While the decision to devalue is linked to a necessary long term policy initiative by China to de-peg its currency from the US dollar in preference for a basket of currencies (against which the RMB has been broadly stable over the past year), market’s interpreted the move as further evidence that the Chinese economy continues to weaken.

Somewhat ironically, the circuit breaker mechanism which the Chinese authorities had hoped would help calm markets was scrapped on Friday only a week after its introduction. The credibility of China’s policymakers as they have attempted to manipulate their market in the last few months has deteriorated. Rightly or wrongly, events in the last week will do little to improve the impressions of mismanagement and desperation. While current China’s policy makers are regarded by many as very competent managers of their economy, there is a palpable sense that they are learning on the job as far as financial markets are concerned.

Not surprisingly, what happens in China’s economy is significant for the world economy (and certainly Australia’s) so the impact of these developments last week was widespread, impacting investment markets, commodities and currencies (see earlier table). Rising tensions between Saudi Arabia and Iran added to markets’ uncertainty and contributed to the 11.3% fall in the price of oil (Brent crude) last week. In Australia, sentiment wasn’t helped by new data showing new building approvals, a key source of growth for our economy in the post-resources era, fell 12.7% in November.

At a time of elevated valuations in many markets and poor return potential, any news that doesn’t conform with what we believe have been overly optimistic market expectations was likely to lead to potentially harsh market falls.

Portfolio implications

We have been assessing the potential for adverse developments in China and the implications for Australian investors for an extended period of time. Our Investment Futures Framework, which focuses on what the future could hold by assessing return potential and downside risk in many positive and negative scenarios, includes a number of China specific scenarios. For example, “Australian stress scenario” is a tailored scenario looking at the consequences of a more pronounced slowdown in China for Australia.
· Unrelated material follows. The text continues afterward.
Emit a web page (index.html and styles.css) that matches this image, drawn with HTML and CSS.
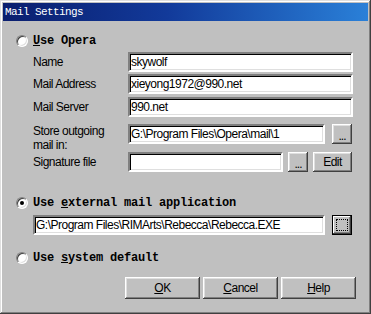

Aside from China-specific developments that are adverse to Australia, we have been concerned for some time that policy-makers actions have distorted asset valuations to the point that return potential looks poor and risk is elevated.

As a result, we have been managing our multi-asset Horizon and Inflation Plus portfolios in a defensive manner: underweight shares; overweight defensive and liquid multi-asset strategies, defensive global shares and the low correlation strategy; overweight to foreign currency (i.e. unhedged global shares) and maintaining adequate cash balances. While this positioning is unlikely to be enough to prevent negative returns in the current market conditions, it should be providing a degree of insulation.

For our MLC Inflation Plus portfolios which have flexible asset allocations with few constraints, we’ve focused on positioning these portfolios for preservation of capital by increasing their exposure to cash. Cash currently accounts for 34% of the MLC Inflation Plus Conservative portfolio, 21% and 15% (respectively) for the MLC Inflation Plus Moderate and Assertive portfolios. This was done to improve their liquidity and ‘nimbleness’ in the current market environment in which almost all asset classes are expensive relative to the risks involved, and almost any scenario could unfold.

While the recent market falls have created better value opportunities, the current environment presents some significant challenges and they still outweigh the positives. It goes without saying that if markets decline further, buying opportunities may start to outweigh the risks and we would consider increasing exposure to risk assets to exploit return opportunities. For the moment though, our focus remains on managing risk by defensively positioning our portfolios.